Hi, I have trained your new code without changes. The PDCNet_stage1 still has an obvious memory increase, I don't know if it's normal.

zwyking commented 3 years ago

QQ截图20210828094629 This is a snapshot of PDCNet_stage2 with 6 epochs. It's will be found a clear memory leak. Meanwhile, I notice a big memory increase after a validation.

PruneTruong commented 3 years ago

Hi, I am really sorry I was running the code on my main internal repo and I only realized now that i hadn't correctly pushed all files to this repo. Therefore I was not seeing the leak that you see. It was in https://github.com/PruneTruong/DenseMatching/blob/main/training/losses/multiscale_loss.py, .item() were forgotten in the logging of the loss, so i was dragging the whole gradient throughout the epochs. Without this, I trained on exactly this repo.

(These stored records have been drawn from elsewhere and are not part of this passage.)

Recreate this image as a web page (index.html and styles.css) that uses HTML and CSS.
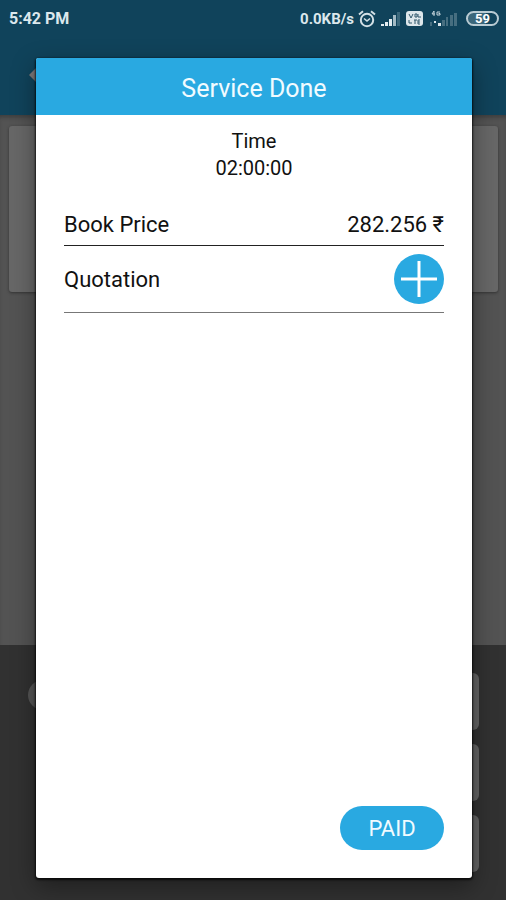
FILE: index.html
```
<!DOCTYPE html>
<html lang="en">
<head>
  <meta charset="UTF-8" />
  <meta name="viewport" content="width=device-width, initial-scale=1.0"/>
  <title>Service Done</title>
  <link rel="stylesheet" href="styles.css">
</head>
<body>
  <div class="page">
    <header class="app-bar">
      <button class="back" aria-label="Back">
        <svg width="16" height="16" viewBox="0 0 16 16"><path d="M9 0L1 8l8 8h7V0z" fill="#7c7879"/></svg>
      </button>
    </header>
    <main class="content">
      <div class="card"></div>
    </main>
    <footer class="panel">
      <div class="avatar"></div>
      <div class="actions">
        <div class="action"></div>
        <div class="action"></div>
        <div class="action"></div>
      </div>
    </footer>
  </div>

  <div class="status-bar">
    <span>5:42 PM</span>
    <div class="status-icons">
      <span>0.0KB/s</span>
      <!-- alarm -->
      <svg width="18" height="18" viewBox="0 0 18 18" fill="none" stroke="#d3e0e6" stroke-width="2">
        <circle cx="9" cy="10" r="6.2"/>
        <path d="M1 4.5L5 1.2M17 4.5L13 1.2"/>
        <path d="M6 8.5l3 2.5 3-2.5" stroke-width="1.6"/>
      </svg>
      <!-- signal, sim 1 -->
      <svg class="signal" width="20" height="16" viewBox="0 0 20 16" fill="#e3edf1">
        <path d="M0 13h3v2H0zM4 11h3v4H4zM8 8h3v7H8z"/>
        <path d="M12 4h3v11h-3z" fill="#a3bac4"/>
        <path d="M16 1h3v14h-3z" fill="#3b687c"/>
      </svg>
      <!-- volte -->
      <svg class="volte" width="17" height="15" viewBox="0 0 17 15" fill="none">
        <rect width="17" height="15" rx="3" fill="#dde7eb"/>
        <path d="M3 3l2 4 2-4M9 3h2v3H9zM12 3v3h3M3 9v3h3M8 9h3M9 9v4M14 9h-2v4h2M12 11h2" stroke="#31596c" stroke-width="1"/>
      </svg>
      <!-- signal, sim 2 -->
      <svg class="signal-4g" width="29" height="18" viewBox="0 0 29 18">
        <path d="M5 1L3 4h3M5 1v5M11 2H8v3h3V3.500H9.500" fill="none" stroke="#c5d5dc" stroke-width="1"/>
        <path d="M5 11h2v2H5zM9 13h3v3H9z" fill="#dce6eb"/>
        <path d="M1 12h2v4H1zM13 10h3v6h-3zM17 7h2v9h-2zM21 5h3v11h-3zM25 3h3v13h-3z" fill="#466e80"/>
      </svg>
      <span class="battery">59</span>
    </div>
  </div>

  <div class="dialog" role="dialog" aria-labelledby="title">
    <h1 class="dialog-title" id="title">Service Done</h1>
    <div class="dialog-body">
      <div class="time">
        <div>Time</div>
        <div>02:00:00</div>
      </div>
      <div class="row">
        <span>Book Price</span>
        <span>282.256 ₹</span>
      </div>
      <div class="row row-quotation">
        <span>Quotation</span>
        <button class="add-btn" aria-label="Add quotation">
          <svg width="50" height="50" viewBox="0 0 50 50"><path d="M25 7v36M7 25h36" stroke="#fff" stroke-width="3"/></svg>
        </button>
      </div>
      <button class="paid-btn">PAID</button>
    </div>
  </div>
</body>
</html>
```
FILE: styles.css
```
body {
  margin: 0;
  font-family: Roboto, "Noto Sans", sans-serif;
  color: #111;
  background: #2f2f2f;
}
button {
  padding: 0;
  border: none;
  font-family: inherit;
  cursor: pointer;
}
svg {
  display: block;
}

/* screen behind the dialog */
.page {
  display: flex;
  flex-direction: column;
  min-height: 100vh;
}
.app-bar {
  box-sizing: border-box;
  height: 115px;
  padding: 67px 28px 0;
  background: #10435b;
}
.back {
  background: none;
}
.content {
  flex: 1;
  padding: 11px 8px 0 9px;
  background: #535353;
  box-shadow: inset 0 4px 4px -2px #3c3c3c;
}
.card {
  height: 166px;
  border-radius: 3px;
  background: #676767;
  box-shadow: 0 1px 3px #333;
}
.panel {
  display: flex;
  align-items: flex-start;
  justify-content: space-between;
  padding: 28px 27px 28px 28px;
  background: #313131;
}
.avatar {
  width: 30px;
  height: 30px;
  margin-top: 7px;
  border-radius: 50%;
  background: #555;
}
.actions {
  display: grid;
  gap: 14px;
  width: 120px;
}
.action {
  height: 57px;
  border-radius: 6px;
  background: #646464;
}

.status-bar {
  position: absolute;
  top: 0;
  left: 0;
  right: 0;
  display: flex;
  align-items: center;
  justify-content: space-between;
  height: 37px;
  padding: 0 7px 0 9px;
  color: #dce8ed;
  font-size: 16px;
  font-weight: 700;
}
.status-icons {
  display: flex;
  align-items: center;
  gap: 4px;
  font-size: 15px;
}
.signal {
  margin-left: 1px;
}
.volte {
  margin-left: 1px;
}
.signal-4g {
  margin-left: 2px;
}
.battery {
  box-sizing: border-box;
  width: 33px;
  height: 15px;
  margin-left: 4px;
  border: 2px solid #b9cbd3;
  border-radius: 8px;
  background: linear-gradient(90deg, #3b677b 62%, #10435b 62%);
  color: #fff;
  font-size: 13px;
  line-height: 12px;
  text-align: center;
}

.dialog {
  position: absolute;
  top: 58px;
  right: 34px;
  bottom: 22px;
  left: 36px;
  display: flex;
  flex-direction: column;
  border-radius: 3px;
  background: #fff;
  box-shadow: 0 1px 2px 1px rgba(0, 0, 0, 0.7), 0 8px 24px rgba(0, 0, 0, 0.4);
}
.dialog-title {
  margin: 0;
  padding: 4px 0 0;
  border-radius: 2px 2px 0 0;
  background: #29a9e1;
  color: #f1fbff;
  font-size: 25px;
  font-weight: 400;
  line-height: 53px;
  text-align: center;
}
.dialog-body {
  flex: 1;
  display: flex;
  flex-direction: column;
  padding: 13px 28px 28px;
}
.time {
  margin-bottom: 22px;
  font-size: 20px;
  line-height: 27px;
  text-align: center;
}
.row {
  display: flex;
  align-items: center;
  justify-content: space-between;
  height: 41px;
  border-bottom: 1px solid #222;
  font-size: 22px;
}
.row-quotation {
  height: 66px;
  border-color: #777;
}
.add-btn {
  width: 50px;
  height: 50px;
  border-radius: 50%;
  background: #29a9e1;
}
.paid-btn {
  align-self: flex-end;
  width: 104px;
  height: 44px;
  margin-top: auto;
  border-radius: 22px;
  background: #29a9e1;
  color: #f1fbff;
  font-size: 22px;
}
```
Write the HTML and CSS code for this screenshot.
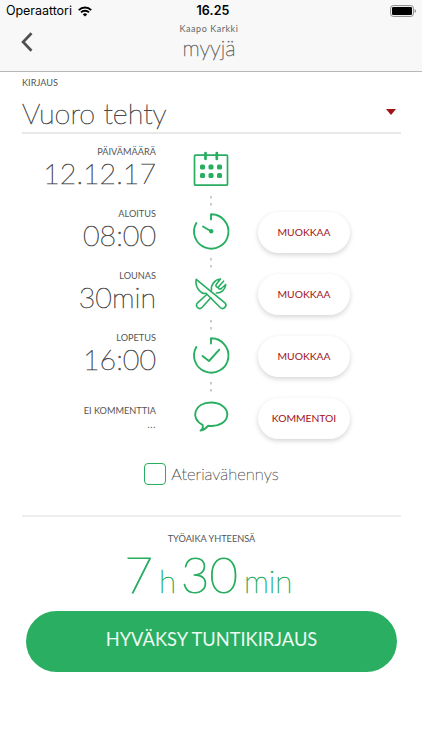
FILE: index.html
```
<!DOCTYPE html>
<html lang="fi">
<head>
<meta charset="utf-8">
<title>Tuntikirjaus</title>
<link rel="stylesheet" href="styles.css">
</head>
<body>
<header class="header">
  <div class="status">
    <div class="carrier"><span>Operaattori</span>
      <svg width="14" height="11" viewBox="0 0 14 11"><path d="M.8 4.1a8.8 8.8 0 0 1 12.4 0M3 6.4a5.7 5.7 0 0 1 8 0" fill="none" stroke="#000" stroke-width="2"/><path d="M7 10.6 4.8 8.4a3.1 3.1 0 0 1 4.4 0z"/></svg>
    </div>
    <div class="clock">16.25</div>
    <svg class="battery" width="27" height="12" viewBox="0 0 27 12"><rect x=".6" y=".6" width="22.8" height="10.8" rx="2.6" fill="none" stroke="#888"/><rect x="2" y="2" width="20" height="8" rx="1.3"/><path d="M24.6 4v4q1.4-.6 1.4-2t-1.4-2" fill="#888"/></svg>
  </div>
  <div class="nav">
    <svg class="back" width="14" height="20" viewBox="0 0 14 20"><path d="M11.500 1.300 3.100 10l8.400 8.700" fill="none" stroke="#505050" stroke-width="2.7"/></svg>
    <div class="title"><div class="person">Kaapo Karkki</div><div class="role">myyjä</div></div>
    <div></div>
  </div>
</header>
<main class="main">
  <div class="label">KIRJAUS</div>
  <div class="select"><span class="select-text">Vuoro tehty</span><span class="caret"></span></div>
  <div class="rows">
    <div class="row">
      <div class="info"><div class="label">PÄIVÄMÄÄRÄ</div><div class="value">12.12.17</div></div>
      <svg class="icon" viewBox="0 0 38 62"><g fill="none" stroke="#27ae60" stroke-width="1.7"><rect x="2.5" y="16.2" width="33" height="30" rx="1"/><path d="M13.5 14v6M24.800 14v6" stroke-width="2.7" stroke-linecap="round"/></g><g fill="#27ae60"><rect x="8" y="25.500" width="5" height="5" rx="1.500"/><rect x="16.500" y="25.500" width="5" height="5" rx="1.500"/><rect x="25" y="25.500" width="5" height="5" rx="1.500"/><rect x="8" y="34" width="5" height="5" rx="1.500"/><rect x="16.500" y="34" width="5" height="5" rx="1.500"/><rect x="25" y="34" width="5" height="5" rx="1.500"/></g><path class="dots" d="M19 57v2.500M19 64v2.500"/></svg>
    </div>
    <div class="row">
      <div class="info"><div class="label">ALOITUS</div><div class="value">08:00</div></div>
      <svg class="icon" viewBox="0 0 38 62"><path class="line" d="M19 18.500v-5.200a17.200 17.200 0 1 1-14.700 8.700"/><path class="line" d="m11 25.500 8 4.700"/><circle cx="19.200" cy="30.200" r="2.200" fill="#27ae60"/><path class="dots" d="M19 57v2.500M19 64v2.500"/></svg>
      <button class="pill">MUOKKAA</button>
    </div>
    <div class="row">
      <div class="info"><div class="label">LOUNAS</div><div class="value">30min</div></div>
      <svg class="icon" viewBox="0 0 38 62"><g class="line thin"><path d="M4.200 16.300C3.300 21 5 25.600 8.700 28.800c1.800 1.600 3.600 1.900 5.300 1.500L28.200 44.500c3.200 2.900 7.700-1.500 4.700-4.700z"/><path d="m14.800 31.500-9.200 8.300c-3.300 3.200 1.300 7.800 4.600 4.500l8.600-9.500M19.500 27.200c-1-5 3-10.700 9-11.200M33.800 21.500c-.6 5.200-4.700 8.900-9.500 8.500M28.500 16l-4.300 5.500c-1 1.900.7 3.400 2.400 2.300l4.900-5.600M31.500 18.200l-4.900 5.600M33.800 21.500l-4.500 4c-1.700 1.300-3.600-.1-2.700-1.700"/></g><path class="dots" d="M19 57v2.500M19 64v2.500"/></svg>
      <button class="pill">MUOKKAA</button>
    </div>
    <div class="row">
      <div class="info"><div class="label">LOPETUS</div><div class="value">16:00</div></div>
      <svg class="icon" viewBox="0 0 38 62"><path class="line" d="M19 18.500v-5.200a17.200 17.200 0 1 1-14.700 8.700"/><path class="line" d="m10.500 31 6.500 5 10.300-11.300"/><path class="dots" d="M19 57v2.500M19 64v2.500"/></svg>
      <button class="pill">MUOKKAA</button>
    </div>
    <div class="row">
      <div class="info comment"><div class="label">EI KOMMENTTIA</div><div class="label ellipsis">...</div></div>
      <svg class="icon" viewBox="0 0 38 62"><path class="line" d="M8.500 43.600c2.300-1.300 2.700-3.500 2.100-5.700C-2.500 31.300 2.500 15.500 19 15.500c9.200 0 16.300 5.300 16.300 11.900 0 7.300-8.500 12.800-19.300 11.400-2 2.500-4.400 4.300-7.500 4.800z"/></svg>
      <button class="pill">KOMMENTOI</button>
    </div>
  </div>
  <label class="meal"><span class="box"></span><span>Ateriavähennys</span></label>
  <section class="total">
    <div class="label">TYÖAIKA YHTEENSÄ</div>
    <div class="sum"><span class="big">7</span><span class="unit hour">h</span><span class="big">30</span><span class="unit">min</span></div>
  </section>
  <button class="submit">HYVÄKSY TUNTIKIRJAUS</button>
</main>
</body>
</html>
```
FILE: styles.css
```
* { box-sizing: border-box; }
body { margin: 0; width: 422px; height: 750px; overflow: hidden; background: #fff; color: #4a4a4a; font-family: Lato, sans-serif; }
svg { display: block; }
button { border: 0; font-family: inherit; padding: 0; }
.header { height: 72px; background: #f8f8f8; border-bottom: 1px solid #b8b8b8; }
.status { height: 22px; padding: 0 6px; display: grid; grid-template-columns: 1fr auto 1fr; align-items: center; font: 12.5px/22px Inter, sans-serif; color: #000; }
.carrier { display: flex; align-items: center; gap: 6px; letter-spacing: -.05px; }
.clock { font-weight: 600; font-size: 12.5px; padding-left: 4px; letter-spacing: .1px; }
.battery { justify-self: end; margin-right: -1px; }
.nav { display: grid; grid-template-columns: 1fr auto 1fr; padding: 0 20px; }
.back { margin-top: 10px; }
.title { text-align: center; padding-right: 4px; }
.person { font-size: 9px; line-height: 13px; letter-spacing: .55px; color: #666; }
.role, .select-text, .value, .meal, .sum { font-weight: 200; -webkit-text-stroke: .6px currentColor; }
.role { font-size: 21.8px; line-height: 26px; color: #686868; }
.main { padding: 4px 21px 0 22px; }
.label { font-size: 9.2px; line-height: 14px; white-space: nowrap; color: #555; }
.select { height: 44px; border-bottom: 2px solid #e8e8e8; display: flex; align-items: center; justify-content: space-between; padding-right: 5px; }
.select-text { font-size: 28.8px; line-height: 40px; padding-top: 3px; }
.caret { border: 5px solid transparent; border-top: 6px solid #a01218; border-bottom: 0; margin-top: 2px; }
.rows { margin-top: 5px; }
.row { height: 62px; display: grid; grid-template-columns: 134px 110px 92px; align-items: center; }
.info { text-align: right; align-self: start; padding-top: 6px; }
.comment { padding-top: 17px; }
.ellipsis { letter-spacing: .7px; }
.icon { width: 38px; height: 62px; overflow: visible; justify-self: center; }
.value { font-size: 28.6px; line-height: 29px; white-space: nowrap; }
.line { fill: none; stroke: #27ae60; stroke-width: 1.9; stroke-linecap: round; stroke-linejoin: round; }
.thin { stroke-width: 1.6; }
.dots { stroke: #c4bcbc; stroke-width: 1.6; }
.pill { width: 92px; height: 41px; border-radius: 21px; background: #fff; color: #a01218; font-size: 10.3px; box-shadow: 0 2px 5px rgba(0,0,0,.17); margin-left: -8px; padding-bottom: 1px; }
.meal { display: flex; align-items: center; justify-content: center; gap: 5px; margin-top: 14px; height: 22px; font-size: 16.6px; line-height: 24px; -webkit-text-stroke-width: .35px; }
.box { width: 22px; height: 22px; border: 1.500px solid #27ae60; border-radius: 4px; }
.total { margin-top: 30px; border-top: 2px solid #eee; padding-top: 15px; text-align: center; }
.sum { display: flex; justify-content: center; align-items: baseline; color: #27ae60; height: 60px; line-height: 56px; padding-right: 6px; }
.big { font-size: 49px; -webkit-text-stroke-width: 1.1px; }
.unit { font-size: 31.5px; margin-left: 6px; }
.hour { margin-right: 5px; }
.submit { display: block; width: 371px; height: 61px; margin: 5px 0 0 4px; border-radius: 31px; background: #2aae62; color: #eefaf2; font-size: 18.3px; padding-bottom: 5px; }
```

In Stage 1, I have an increase of about 1.8 GB WITHIN one epoch (reduced to about 1GB if using cv2.imread instead of imageio.imread) but the memory is freed at the end of the epoch. Therefore, i only have an absolute increase of 400MB at the end of first epoch (because creating all the classes for logging metrics) and top 200MB between the epochs after that (due to the logging in memory).

For stage2, I have an increase of about 5GB within one epoch, also released at the end of the epoch. Absolute increase between the epochs of top 100MB.

I am very sorry about the inconvenience and thanks for your patience!

zwyking commented 3 years ago

yeah, thanks for your reply. I have corrected this problem during my debug. Thanks for your excellent work!